If Hillary were to be inaugurated into the presidency in January 2017, Putin would be president of Russia until May 2018, and possibly six more years after that if he chose to run again and won. Wouldn't that be cute?

48 comments:

Unknown said...

I see the protection racket media are ignoring history. Living history.

chickelit said...
This comment has been removed by the author.
chickelit said...

Was it a sheer coincidence that the 1930s saw unprecedented concentration of power nearly everywhere?

Was not FDR a sort of benevolent dictator?

It took a certain style of government to fight and oppose other governments -- or so it looks from a distance.

I remember taking a big hit once for suggesting that if we ever had to fight a theocracy tooth and nail, it would take a sort of theocracy of our own. But that's another story.

Shouting Thomas said...

Maybe Hillary and Putin could get married, and in the old fashioned dynastic manner, make the U.S. of A. and Russia one big happy family.

Or, maybe Bill and Putin could get gay married!

Even better.

ricpic said...

Maybe Hillary could marry Pussy Riot. Ya know, make it official.

chickelit said...

Wow. Slow thread.

I can think of a many reasons why HRC should never be elected POTUS, the best one that I can think of is that she will seriously set back women in politics. She would do for the male/female gap in politics what Obama did for race relations.

The best political progress comes when examples are set by people unexpectedly, as for example when stereotypes are broken down. Barack Obama is a terrible first black President precisely because he is stereotypical -- a Chicago street fighter -- writ larger, an urban street fighter -- out of touch with suburban and rural voters of most any other color. A better choice would have been a Republican 1st Black President. Such a move would have foiled racists, rather than fueling them.
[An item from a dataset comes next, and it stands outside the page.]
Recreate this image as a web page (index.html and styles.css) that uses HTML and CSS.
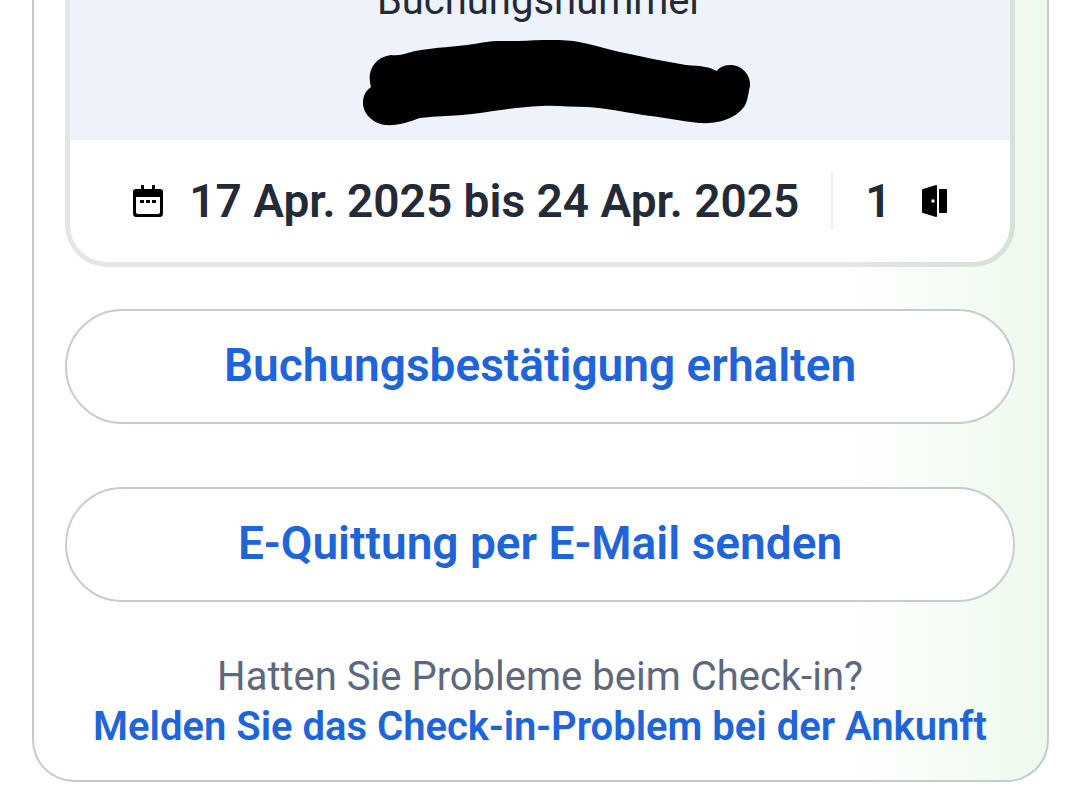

Likewise, a first female POTUS should most definitely not be a die hard feminist. Think more Maggie Thatcher. Moreover, HRC is not even really an example of woman who made it on her own, politically at least. Plus there's always the problem of Bill.

HRC's best chance would be to quietly denounce all her post Wellesley rhetoric -- including her intellectual love affair with Chicago-style Alinskyism. She should re-embody her inner Goldwater girl persona and push a libertarian conservative agenda. But the money will destroy her chances of doing that.

Shouting Thomas said...

@chickenlittle

Crack is holding court over his Universal Theory of Racism Which Explains All Things over at TOP.

This absorbs all the energy in the known universe.

Leaving nothing left over for anything else.

chickelit said...

I know ST. I just spoon fed him a bit of chirb.

deborah said...

chick:
"She should re-embody her inner Goldwater girl persona and push a libertarian conservative agenda. But the money will destroy her chances of doing that."

She probably already has that gamed out. She'll have to swing to the center if nominated. Say hello to Maggie, Jr.

Now will you pleeeease post the Crack chirbit here. I don't read Althouse anymore.

chickelit said...

Here you go, deborah: Crack lectures on Kolob Nuts

chickelit said...

She probably already has that gamed out. She'll have to swing to the center if nominated. Say hello to Maggie, Jr.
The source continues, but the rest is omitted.